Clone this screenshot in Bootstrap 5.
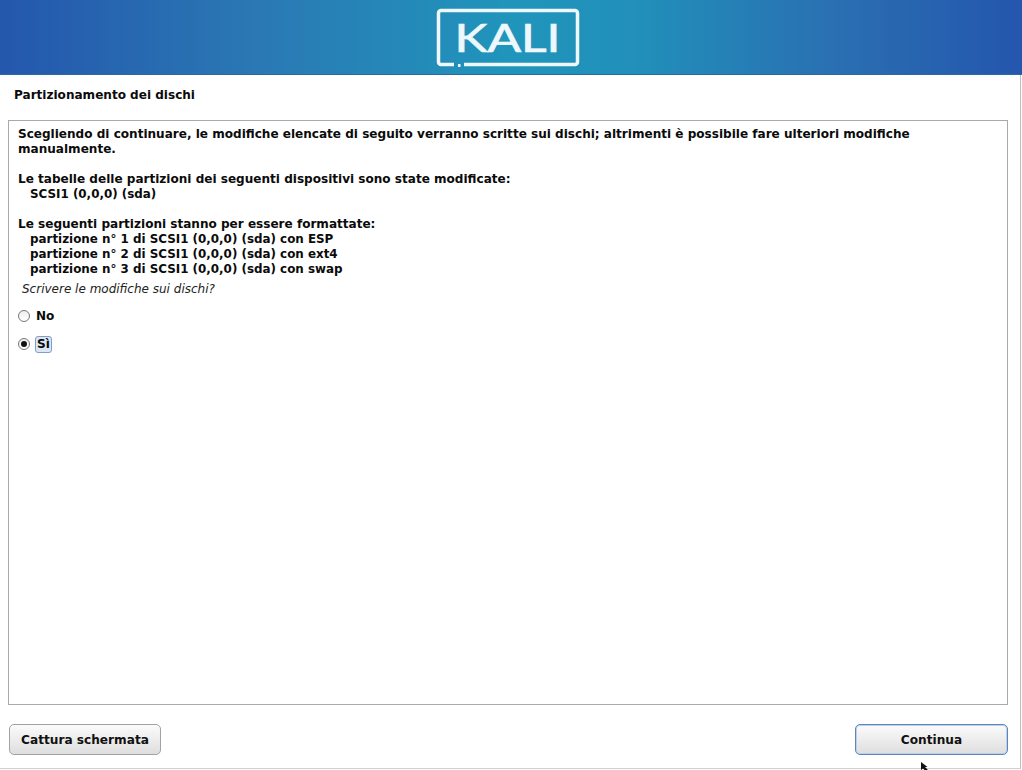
<!DOCTYPE html>
<html lang="en">
<head>
  <meta charset="UTF-8">
  <meta name="viewport" content="width=device-width, initial-scale=1">
  <title>Partizionamento dei dischi</title>
  <link href="https://cdn.jsdelivr.net/npm/bootstrap@5.3.0/dist/css/bootstrap.min.css" rel="stylesheet">
  <style>
    html, body { height: 770px; overflow: hidden; background: #fff; }
    body { font-family: "DejaVu Sans", sans-serif; font-size: 12.05px; font-weight: 700; color: #0b0b0b; line-height: 15px; }
    .kali-banner { height: 75px; background: linear-gradient(90deg, #2457ad 0%, #2a78b4 25%, #2095bb 50%, #2190ba 62%, #2a6fb2 82%, #2456ad 100%); border-bottom: 1px solid #2a6a9c; }
    .kali-logo { width: 146px; height: 74px; display: block; margin-right: 6px; }
    .kali-page { height: 695px; }
    .kali-main { width: 1021px; height: 694px; border-right: 1px solid #bdbdbd; border-bottom: 1px solid #d0d0d0; padding: 0 12px 12px 8px; }
    .kali-title { height: 45px; padding: 13px 0 0 6px; }
    .kali-box { height: 585px; border: 1px solid #a9a9a9; padding: 6px 9px; }
    .kali-box p { margin: 0 0 15px; }
    .kali-indent { padding-left: 12px; font-size: 11.9px; }
    .kali-question { font-weight: 400; font-style: italic; font-size: 12px; padding-left: 4px; margin-top: -10px; line-height: 15px; color: #222; margin-bottom: 5px; }
    .kali-radio { height: 28px; gap: 6px; }
    .kali-dot { width: 12px; height: 12px; border-radius: 50%; border: 1px solid #777; background: linear-gradient(#eee, #fff); display: flex; align-items: center; justify-content: center; flex: none; }
    .kali-dot.on::after { content: ""; width: 6px; height: 6px; border-radius: 50%; background: #111; }
    .kali-lbl { padding: 0 1px; margin-left: -1px; }
    .kali-lbl.on { background: #dce6f4; border: 1px solid #7f9fc9; border-radius: 3px; line-height: 15px; padding: 0 1px; margin-left: -1px; }
    .kali-btns { padding: 19px 0 0 1px; }
    .kali-btn { width: 152px; height: 31px; padding: 1px 0 0; font-size: 12.15px; font-weight: 700; color: #111; border: 1px solid #a2a2a2; border-radius: 5px; background: linear-gradient(#fbfbfb, #dedede); }
    .kali-btn.active-btn { width: 153px; border: 1px solid #5b86c0; box-shadow: inset 0 0 0 1px #bcd0ea; }
    .kali-cursor { position: absolute; left: 921px; top: 762px; width: 8px; height: 8px; display: block; }
  </style>
</head>
<body>
  <!-- Banner -->
  <div class="kali-banner d-flex justify-content-center">
    <svg class="kali-logo" viewBox="0 0 146 74">
      <path d="M19 64.500H6a2.500 2.500 0 0 1-2.500-2.500V13a2.500 2.500 0 0 1 2.500-2.500h134a2.500 2.500 0 0 1 2.500 2.500v49a2.500 2.500 0 0 1-2.500 2.500H29" fill="none" stroke="#eef7fb" stroke-width="3.500"/>
      <rect x="23" y="64" width="2.500" height="3" fill="#eef7fb"/>
      <text x="72.500" y="52" text-anchor="middle" fill="#eef7fb" stroke="#eef7fb" stroke-width="0.700" font-family="Lato, sans-serif" font-size="39" font-weight="400" textLength="106" lengthAdjust="spacingAndGlyphs">KALI</text>
    </svg>
  </div>

  <div class="kali-page">
    <div class="kali-main d-flex flex-column">
      <div class="kali-title">Partizionamento dei dischi</div>

      <div class="kali-box">
        <p>Scegliendo di continuare, le modifiche elencate di seguito verranno scritte sui dischi; altrimenti è possibile fare ulteriori modifiche manualmente.</p>
        <p>Le tabelle delle partizioni dei seguenti dispositivi sono state modificate:<br><span class="kali-indent">SCSI1 (0,0,0) (sda)</span></p>
        <p>Le seguenti partizioni stanno per essere formattate:<br>
          <span class="kali-indent">partizione n° 1 di SCSI1 (0,0,0) (sda) con ESP</span><br>
          <span class="kali-indent">partizione n° 2 di SCSI1 (0,0,0) (sda) con ext4</span><br>
          <span class="kali-indent">partizione n° 3 di SCSI1 (0,0,0) (sda) con swap</span></p>
        <div class="kali-question">Scrivere le modifiche sui dischi?</div>
        <div class="kali-radio d-flex align-items-center"><span class="kali-dot"></span><span class="kali-lbl">No</span></div>
        <div class="kali-radio d-flex align-items-center"><span class="kali-dot on"></span><span class="kali-lbl on">Sì</span></div>
      </div>

      <div class="kali-btns d-flex justify-content-between">
        <button type="button" class="btn kali-btn">Cattura schermata</button>
        <button type="button" class="btn kali-btn active-btn">Continua</button>
      </div>
    </div>
  </div>

  <!-- mouse pointer -->
  <svg class="kali-cursor" viewBox="0 0 8 8"><path d="M0 0L0 8L2 6.500L3.500 8L7 8L4 5L6.500 5Z" fill="#111"/></svg>

  <script src="https://cdn.jsdelivr.net/npm/bootstrap@5.3.0/dist/js/bootstrap.bundle.min.js"></script>
</body>
</html>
━━━━━━━━
#### [THE TASK]
Restate the whole listing above exactly, except for its images.

#### [RESPONSE TO THE EXERCISE]
Clone this screenshot in Bootstrap 5.
<!DOCTYPE html>
<html lang="en">
<head>
  <meta charset="UTF-8">
  <meta name="viewport" content="width=device-width, initial-scale=1">
  <title>Partizionamento dei dischi</title>
  <link href="https://cdn.jsdelivr.net/npm/bootstrap@5.3.0/dist/css/bootstrap.min.css" rel="stylesheet">
  <style>
    html, body { height: 770px; overflow: hidden; background: #fff; }
    body { font-family: "DejaVu Sans", sans-serif; font-size: 12.05px; font-weight: 700; color: #0b0b0b; line-height: 15px; }
    .kali-banner { height: 75px; background: linear-gradient(90deg, #2457ad 0%, #2a78b4 25%, #2095bb 50%, #2190ba 62%, #2a6fb2 82%, #2456ad 100%); border-bottom: 1px solid #2a6a9c; }
    .kali-logo { width: 146px; height: 74px; display: block; margin-right: 6px; }
    .kali-page { height: 695px; }
    .kali-main { width: 1021px; height: 694px; border-right: 1px solid #bdbdbd; border-bottom: 1px solid #d0d0d0; padding: 0 12px 12px 8px; }
    .kali-title { height: 45px; padding: 13px 0 0 6px; }
    .kali-box { height: 585px; border: 1px solid #a9a9a9; padding: 6px 9px; }
    .kali-box p { margin: 0 0 15px; }
    .kali-indent { padding-left: 12px; font-size: 11.9px; }
    .kali-question { font-weight: 400; font-style: italic; font-size: 12px; padding-left: 4px; margin-top: -10px; line-height: 15px; color: #222; margin-bottom: 5px; }
    .kali-radio { height: 28px; gap: 6px; }
    .kali-dot { width: 12px; height: 12px; border-radius: 50%; border: 1px solid #777; background: linear-gradient(#eee, #fff); display: flex; align-items: center; justify-content: center; flex: none; }
    .kali-dot.on::after { content: ""; width: 6px; height: 6px; border-radius: 50%; background: #111; }
    .kali-lbl { padding: 0 1px; margin-left: -1px; }
    .kali-lbl.on { background: #dce6f4; border: 1px solid #7f9fc9; border-radius: 3px; line-height: 15px; padding: 0 1px; margin-left: -1px; }
    .kali-btns { padding: 19px 0 0 1px; }
    .kali-btn { width: 152px; height: 31px; padding: 1px 0 0; font-size: 12.15px; font-weight: 700; color: #111; border: 1px solid #a2a2a2; border-radius: 5px; background: linear-gradient(#fbfbfb, #dedede); }
    .kali-btn.active-btn { width: 153px; border: 1px solid #5b86c0; box-shadow: inset 0 0 0 1px #bcd0ea; }
    .kali-cursor { position: absolute; left: 921px; top: 762px; width: 8px; height: 8px; display: block; }
  </style>
</head>
<body>
  <!-- Banner -->
  <div class="kali-banner d-flex justify-content-center">
    <svg class="kali-logo" viewBox="0 0 146 74">
      <path d="M19 64.500H6a2.500 2.500 0 0 1-2.500-2.500V13a2.500 2.500 0 0 1 2.500-2.500h134a2.500 2.500 0 0 1 2.500 2.500v49a2.500 2.500 0 0 1-2.500 2.500H29" fill="none" stroke="#eef7fb" stroke-width="3.500"/>
      <rect x="23" y="64" width="2.500" height="3" fill="#eef7fb"/>
      <text x="72.500" y="52" text-anchor="middle" fill="#eef7fb" stroke="#eef7fb" stroke-width="0.700" font-family="Lato, sans-serif" font-size="39" font-weight="400" textLength="106" lengthAdjust="spacingAndGlyphs">KALI</text>
    </svg>
  </div>

  <div class="kali-page">
    <div class="kali-main d-flex flex-column">
      <div class="kali-title">Partizionamento dei dischi</div>

      <div class="kali-box">
        <p>Scegliendo di continuare, le modifiche elencate di seguito verranno scritte sui dischi; altrimenti è possibile fare ulteriori modifiche manualmente.</p>
        <p>Le tabelle delle partizioni dei seguenti dispositivi sono state modificate:<br><span class="kali-indent">SCSI1 (0,0,0) (sda)</span></p>
        <p>Le seguenti partizioni stanno per essere formattate:<br>
          <span class="kali-indent">partizione n° 1 di SCSI1 (0,0,0) (sda) con ESP</span><br>
          <span class="kali-indent">partizione n° 2 di SCSI1 (0,0,0) (sda) con ext4</span><br>
          <span class="kali-indent">partizione n° 3 di SCSI1 (0,0,0) (sda) con swap</span></p>
        <div class="kali-question">Scrivere le modifiche sui dischi?</div>
        <div class="kali-radio d-flex align-items-center"><span class="kali-dot"></span><span class="kali-lbl">No</span></div>
        <div class="kali-radio d-flex align-items-center"><span class="kali-dot on"></span><span class="kali-lbl on">Sì</span></div>
      </div>

      <div class="kali-btns d-flex justify-content-between">
        <button type="button" class="btn kali-btn">Cattura schermata</button>
        <button type="button" class="btn kali-btn active-btn">Continua</button>
      </div>
    </div>
  </div>

  <!-- mouse pointer -->
  <svg class="kali-cursor" viewBox="0 0 8 8"><path d="M0 0L0 8L2 6.500L3.500 8L7 8L4 5L6.500 5Z" fill="#111"/></svg>

  <script src="https://cdn.jsdelivr.net/npm/bootstrap@5.3.0/dist/js/bootstrap.bundle.min.js"></script>
</body>
</html>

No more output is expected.